Hello Reformers! I remember my dear old Mum and Dad used to watch a programme on the telly called “The Good Old Days” when various artistes trundled on stage and did their thing. Everyone in the audience had dressed up too in the style of the old time music hall. How many of us are still hoping for a return of the good old days in our Churches?

There was a day when Churches were pretty full on a Sunday, and the various organisations had jolly good numbers in them, and all seemed well in our Christian nation. But I simply ask the question, “Were they the good old days?” When children were best seen and not heard; when the best thing about the BB parade was the competition in your row in Church to see who could pick out the biggest piece of straw from under your seat; when people only came to communion if they remembered their card otherwise it was too embarrassing explaining things at the door without one; when only ministers of “experience” were called to prestigious charges; when communion services were akin to bleak black affairs of a funereal nature, with black ties and maybe even morning suits; when some eagle-eyed Presbyter stood up at a meeting to tell the Clerk he had missed a comma in the minutes; ministers visited the elderly even though most of them were also there on a Sunday; and you wore your Sunday-best to the Kirk lest the neighbours might gossip! Please add your own reminisces at this point. I’m sure there was good in there, but seldom did we seem to ask the questions, “What should the Church be doing? What is the Church really here for? What should ministers do and be?” And seldom did we question the many traditions we followed. Some still don’t. Do you?

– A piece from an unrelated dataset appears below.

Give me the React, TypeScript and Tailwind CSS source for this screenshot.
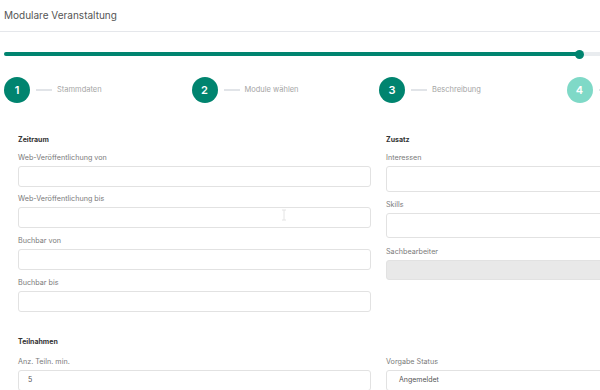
import React from 'react'

const steps = [
  { n: 1, label: 'Stammdaten', done: true },
  { n: 2, label: 'Module wählen', done: true },
  { n: 3, label: 'Beschreibung', done: true },
  { n: 4, label: '', done: false },
]

const Field: React.FC<{
  label: string
  h?: string
  value?: string
  disabled?: boolean
  pad?: string
  className?: string
}> = ({ label, h = 'h-[21px]', value, disabled, pad = 'pl-[9px]', className = '' }) => (
  <div className={className}>
    <div className="text-[7.2px] leading-[10px] text-[#7a7a7a] mt-[1px] mb-[3px]">{label}</div>
    <div
      className={`${h} ${pad} w-full rounded-[3px] border border-[#e2e2e2] flex items-center text-[7px] text-[#555] ${
        disabled ? 'bg-[#e9e9e9]' : 'bg-white'
      }`}
    >
      {value}
    </div>
  </div>
)

export default function App() {
  return (
    <div className="w-[600px] h-[390px] overflow-hidden bg-white font-['Inter',sans-serif]">
      <div className="w-[760px]">
        <div className="h-[32px] border-b border-[#e5e7eb] pl-[4px] flex items-center text-[10px] text-[#555]">
          Modulare Veranstaltung
        </div>

        <div className="mt-[20px] ml-[4px] mr-[4px] h-[4px] rounded-full bg-[#e9ecef] relative">
          <div className="absolute left-0 top-0 h-[4px] w-[576px] rounded-full bg-[#00846f]" />
          <div className="absolute left-[571px] top-[-2.5px] w-[9px] h-[9px] rounded-full bg-[#00846f]" />
        </div>

        <div className="mt-[21px] ml-[4px] flex">
          {steps.map((s) => (
            <div key={s.n} className="w-[187.5px] flex items-center shrink-0">
              <div
                className={`w-[26px] h-[26px] rounded-full flex items-center justify-center text-white text-[11px] font-semibold ${
                  s.done ? 'bg-[#00846f]' : 'bg-[#7fd9c7]'
                }`}
              >
                {s.n}
              </div>
              <div className="ml-[6px] w-[16px] h-[2px] bg-[#e1e4e8]" />
              {s.label && <div className="ml-[5px] text-[7.5px] text-[#a5a5a5]">{s.label}</div>}
            </div>
          ))}
        </div>

        <div className="px-[18px] mt-[32px] grid grid-cols-[353px_353px] gap-x-[15px]">
          <div className="flex flex-col">
            <div className="text-[7px] leading-[10px] font-bold text-[#333] mb-[7px]">Zeitraum</div>
            <Field label="Web-Veröffentlichung von" />
            <div className="relative">
              <Field label="Web-Veröffentlichung bis" className="mt-[7px]" />
              <svg className="absolute left-[263px] top-[22px]" width="6" height="12" viewBox="0 0 6 12">
                <path d="M1 1h4M3 1v10M1 11h4" stroke="#e4e4e4" strokeWidth="1" fill="none" />
              </svg>
            </div>
            <Field label="Buchbar von" className="mt-[7px]" />
            <Field label="Buchbar bis" className="mt-[7px]" />
          </div>
          <div className="flex flex-col">
            <div className="text-[7px] leading-[10px] font-bold text-[#333] mb-[7px]">Zusatz</div>
            <Field label="Interessen" h="h-[26px]" />
            <Field label="Skills" h="h-[25px]" className="mt-[7px]" />
            <Field label="Sachbearbeiter" h="h-[20px]" disabled className="mt-[8px]" />
          </div>
        </div>

        <div className="px-[18px] mt-[25px]">
          <div className="text-[7px] leading-[10px] font-bold text-[#333] mb-[9px]">Teilnahmen</div>
          <div className="grid grid-cols-[353px_353px] gap-x-[15px]">
            <Field label="Anz. Teiln. min." value="5" />
            <Field label="Vorgabe Status" value="Angemeldet" pad="pl-[12px]" />
          </div>
        </div>
      </div>
    </div>
  )
}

On the one hand we are sometimes filled with a burst of rebellion and say we need to find ways to change in the Church, and yet on the other hand we fit right back into the mould when we calm down again! Dare we admit that we have become institutionalised? Are we incapable of change or dare we break the mould and create good days ahead? If it’s the former then I suppose you keep hoping the good old days will return; if it’s the latter, I dare you not to forget to be daring! As Del Boy used to say, “He who dares, wins!” Mon the reformers!